Isabelle Baafi, one of the judges for The London Magazine's 2026 Poetry Prize

Isabelle Baafi is the author of Chaotic Good (Faber & Faber / Wesleyan University Press, 2025), which won the Jerwood Prize for Best First Collection and is shortlisted for the T. S. Eliot Prize. Her pamphlet Ripe (ignitionpress, 2020) won a Somerset Maugham Award and was a Poetry Book Society Pamphlet Choice. She won First Prize in the Winchester Poetry Prize 2023 and Second Prize in the The London Magazine Poetry Prize 2022. Her writing has been published in Granta, the TLS, The Poetry Review, Callaloo, The London Magazine and elsewhere. She edits at Poetry London and Magma.

Isabelle is looking for poems that are ‘as full of life as their author’: ‘Poems that feel necessary, striking, honest and somehow transformative. Poems that understand risk and are not afraid to take one. Poems that challenge and surprise, and say the thing only you can say.’

Dean Browne, one of the judges for The London Magazine Poetry Prize 2026

Dean Browne received the Geoffrey Dearmer Prize in 2020 and his pamphlet, Kitchens at Night, was a winner of the Poetry Business International Pamphlet Competition; it was published by Smith|Doorstop in 2022. Recent poems have appeared in Columbia Review, The London Magazine and New York Review of Books. His first collection After Party is published by Picador. 

Dean believes ‘you can make a poem of anything, however seemingly trivial or frivolous’: ‘If you write intensely enough your real concerns, or the real concerns of the poem, will bleed through the fabric. I’m interested in poems that surprise themselves, that take a line for a walk and fall off the roof Buster Keaton style – that is, swinging in on a drainpipe through a window below, unforeseen yet inevitable, embracing the risk of failure but – somehow – landing. I’d like to see poems unafraid to push the imagination and disturb the language, for the poet to allow the poem to lead them somewhere they couldn’t have prefigured before starting in on it. To go up to the brim and then above the brim. So much the better if we recognise ourselves in it, and it reflects something of the world we inhabit, as well as your singular vision of it. Be imaginative; be empathetic; be roguish. Or don’t do any of this and surprise me anew into what poetry is capable of.’

Luke Kennard, one of the judges for The London Magazine Poetry Prize 2026

Luke Kennard is a poet and novelist whose sixth collection, Notes on the Sonnets, won the Forward prize in 2021. His third novel, Black Bag, was published by John Murray and Zando in 2026. He lives in Birmingham and is a professor of literature and creative writing at the university.
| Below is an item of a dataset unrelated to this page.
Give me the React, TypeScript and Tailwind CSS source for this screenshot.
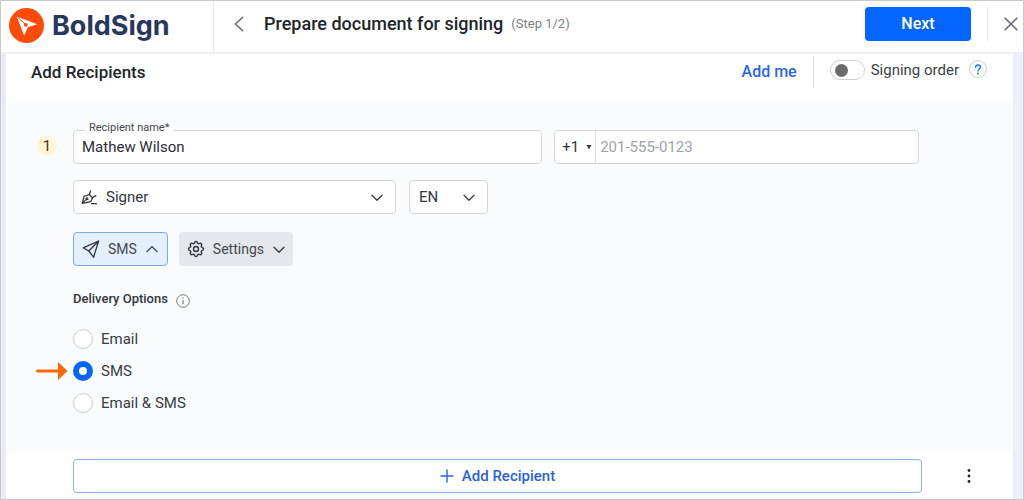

‘I love poems that could only have been written by you – whether you’re early in your writing or whether you’ve refined your voice over years or decades. Poems that own our idiosyncratic, flawed personalities rather than just trying to sound the way a poem should sound. But most things I could say here would be contradicted by half the poems I like. I enjoy intense and inventive imagery, but I also like a flat, straightforward tone when the poem calls for that. I suppose, like any reader, I’m looking for that combination of confidence and uncertainty, of treating the reader like an intelligent person, of trying to show them something new.’